J'aimerais lire la lettre de monsieur et madame Smith. Il ne me reste qu'une minute, mais je la lirai aussi vite que je peux. J'aimerais que les députés écoutent attentivement. Elle est adressée à l'ensemble de la Chambre des communes.

Combien d'enfants devront encore mourir aux mains de ces monstres avant que vous nous écoutiez? Notre fille nous a été enlevée et nous ne pourrons plus jamais la toucher. Savez-vous comment elle est morte? Vous en souciez-vous seulement? Les gestes sont plus éloquents que les paroles.
Nous sommes encore ici pour poser ces questions et il serait préférable que nous commencions à obtenir des réponses. La vie de notre fille valait plus pour nous que tout au monde et nos vies sont maintenant vides et inutiles. Le petit frère de Tanya demande chaque jour quand sa soeur rentrera à la maison tandis que sa soeur ne peut plus dormir dans la chambre qu'elles partageaient.
Lorsque nous avons finalement été capables de nous rendre au cimetière, ce fut pour constater que cette bête était sortie de son antre et avait pris la pierre tombale de notre fille pour la laisser sur le toit d'une automobile au milieu d'une ville. Nous devons subir tout cela et on nous dit que nous ne sommes pas vraiment des victimes!
Notre fille a été assassinée. Sa pierre tombale a été profanée, cette bête court encore les rues et vous nous dites que nous ne sommes pas des victimes!
Nous vivons constamment dans la peur. Le père de Tanya ne peut pas travailler à cause de ce qui est arrivé et la rage m'empêche de trouver le moindre repos. Notre famille est maintenant prisonnière de notre propre maison et de notre collectivité à cause de ces événements. Notre tourment est devenu l'affaire de quelqu'un d'autre. Cela nous rend malades et ne fait qu'ajouter à notre enfer sur terre.
Un individu a bouleversé nos vies et a enlevé la vie de notre précieuse Tanya pour toujours. Si nous ne sommes pas des victimes, alors dites-nous ce que nous sommes? Notre plus grande joie nous a été enlevée et pour quoi?
Sachez que si nous découvrons un jour que cet individu avait déjà été emprisonné pour un autre crime avec violence et qu'il avait été relâché, nous tiendrons le gouvernement responsable du décès de Tanya. Peut-être d'autres suivront-ils jusqu'à ce que vous vous réveilliez et que vous compreniez que le gouvernement fait de nous, les innocents, des victimes et que cela est mal.
J'invite tous les députés à éliminer l'article 745 dans sa totalité. C'est un article dont les Canadiens ne veulent pas et nous avons le devoir de servir les Canadiens.

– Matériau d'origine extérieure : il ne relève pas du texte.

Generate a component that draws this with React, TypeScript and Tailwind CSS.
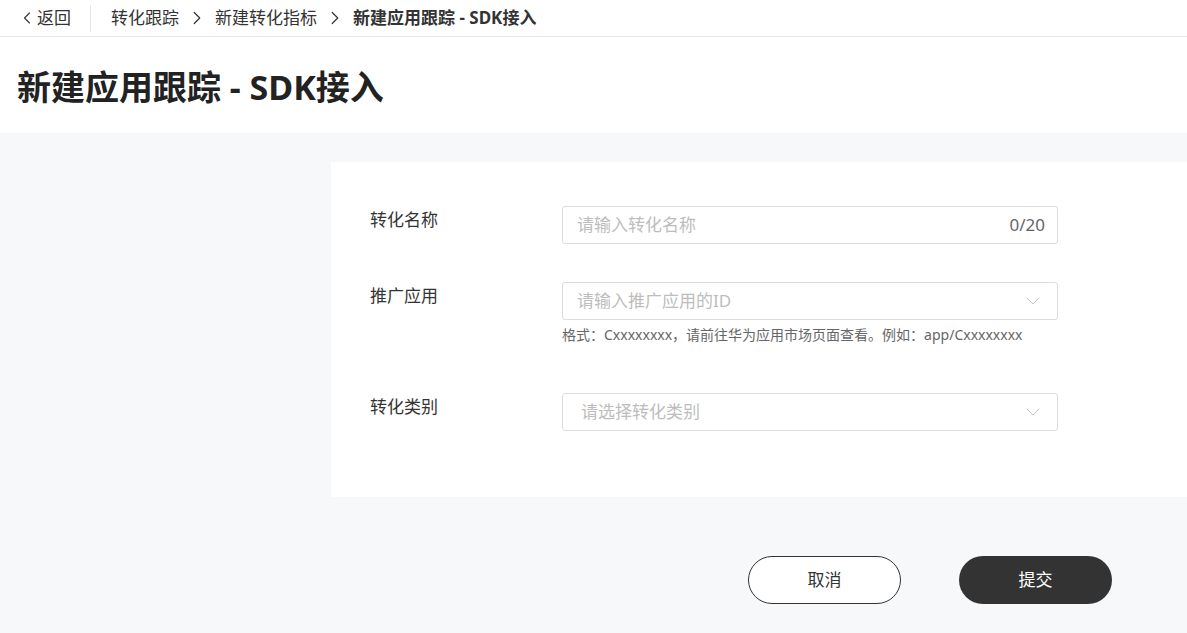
import { ChevronDown, ChevronLeft, ChevronRight } from 'lucide-react';

const font = { fontFamily: '"Noto Sans", "Noto Sans CJK SC", sans-serif' };

function Breadcrumb() {
  return (
    <div className="h-[37px] flex items-center border-b border-[#e8e8e8] bg-white text-[17px] text-[#333]">
      <button type="button" className="flex items-center pl-[17px] pr-[19px] text-[#333]">
        <ChevronLeft className="w-[20px] h-[20px]" strokeWidth={1.3} />
        <span>返回</span>
      </button>
      <div className="w-px h-[27px] bg-[#e5e5e5]" />
      <div className="flex items-center pl-[20px] gap-[7px]">
        <span>转化跟踪</span>
        <ChevronRight className="w-[22px] h-[22px]" strokeWidth={1.3} />
        <span>新建转化指标</span>
        <ChevronRight className="w-[22px] h-[22px]" strokeWidth={1.3} />
        <span className="font-bold">新建应用跟踪 - SDK接入</span>
      </div>
    </div>
  );
}

function Field({
  label,
  placeholder,
  counter,
  select,
  hint,
  padLeft = 'pl-[14px]',
}: {
  label: string;
  placeholder: string;
  counter?: string;
  select?: boolean;
  hint?: string;
  padLeft?: string;
}) {
  return (
    <div className="flex">
      <div className="w-[192px] pt-[1px] text-[17px] text-[#333]">{label}</div>
      <div className="w-[496px]">
        <div
          className={`h-[38px] rounded-[3px] border border-[#dcdcdc] flex items-center ${padLeft} pr-[12px] text-[17px]`}
        >
          <span className="flex-1 text-[#bdbdbd]">{placeholder}</span>
          {counter && <span className="text-[#666]">{counter}</span>}
          {select && <ChevronDown className="w-[24px] h-[24px] text-[#c4c4c4]" strokeWidth={1} />}
        </div>
        {hint && <p className="mt-[4px] text-[14px] text-[#666]">{hint}</p>}
      </div>
    </div>
  );
}

export default function App() {
  return (
    <div className="min-h-[633px] bg-[#f7f8fa]" style={font}>
      <Breadcrumb />
      <div className="h-[96px] bg-white flex items-center pl-[17px]">
        <h1 className="text-[34px] font-bold text-[#222] pt-[4px]">新建应用跟踪 - SDK接入</h1>
      </div>
      <div className="pt-[29px] pl-[331px]">
        <div className="bg-white pt-[44px] pb-[66px] pl-[39px] flex flex-col">
          <Field label="转化名称" placeholder="请输入转化名称" counter="0/20" />
          <div className="h-[38px]" />
          <Field
            label="推广应用"
            placeholder="请输入推广应用的ID"
            select
            hint="格式：Cxxxxxxxx，请前往华为应用市场页面查看。例如：app/Cxxxxxxxx"
          />
          <div className="h-[48px]" />
          <Field label="转化类别" placeholder="请选择转化类别" select padLeft="pl-[18px]" />
        </div>
      </div>
      <div className="flex justify-end gap-[58px] pr-[75px] pt-[59px]">
        <button
          type="button"
          className="w-[153px] h-[48px] rounded-full border border-[#333] bg-white text-[17px] text-[#333]"
        >
          取消
        </button>
        <button type="button" className="w-[153px] h-[48px] rounded-full bg-[#333] text-[17px] text-white">
          提交
        </button>
      </div>
    </div>
  );
}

L'hon. Warren Allmand (Notre-Dame-de-Grâce, Lib.): Monsieur le Président, je vous remercie de m'accorder la parole dans le cadre du débat sur le projet de loi C-45, mesure qui modifierait considérablement l'article 745 du Code criminel.

Bien des gens se demandent peut-être en quoi consiste l'article 745 du Code criminel. Cette disposition a été adoptée en 1976, lorsque la Chambre a aboli la peine capitale. À l'époque, en même temps qu'elle abolissait la peine capitale, la Chambre a décidé que la peine pour meurtre serait l'emprisonnement à perpétuité, mais aussi que les personnes trouvées coupables de meurtre ne seraient admissibles à une libération conditionnelle qu'après 25 ans dans le cas d'un meurtre au premier degré, et qu'après au moins 10 ans, dans le cas d'un meurtre au second degré.

À l'époque, la Chambre a aussi prévu que les personnes trouvées coupables de meurtre et dont le délai d'admissibilité à une libération conditionnelle était supérieur à 15 ans pourraient, au bout de 15 ans, demander une révision de ce délai à un tribunal de la province où le meurtre a été commis, un juge et un jury étant chargés d'examiner les raisons invoquées par le meurtrier pour que le délai de 25 ans soit réduit.

La loi prévoyait que le juge et le jury devaient, en examinant la demande, prendre en considération le caractère du demandeur, sa conduite alors qu'il purgeait sa peine, la nature de l'infraction et d'autres aspects que le juge estimait pertinents.

Par conséquent, après avoir examiné tous ces facteurs, le jury pouvait décider de ramener le délai d'admissibilité de 25 à 20 ans, à 17 ans ou à quelque chose du genre, si les deux tiers de ses membres, c'est-à-dire huit sur douze, y consentaient.

(1620)

Une fois cette étape franchie et pareille décision arrêtée par les membres du jury, l'individu devait alors se présenter devant la commission des libérations conditionnelles. Le juge et le jury se prononçaient seulement sur une modification de la date d'admissibilité à la libération conditionnelle. Quant à l'individu, si son délai d'admissibilité à la libération conditionnelle passait de 25 à 20 ans, par exemple, au bout de 20 ans, il devait se présenter devant la commission des libérations conditionnelles et prouver qu'il ne constituait plus un danger pour la société et qu'il était réadapté.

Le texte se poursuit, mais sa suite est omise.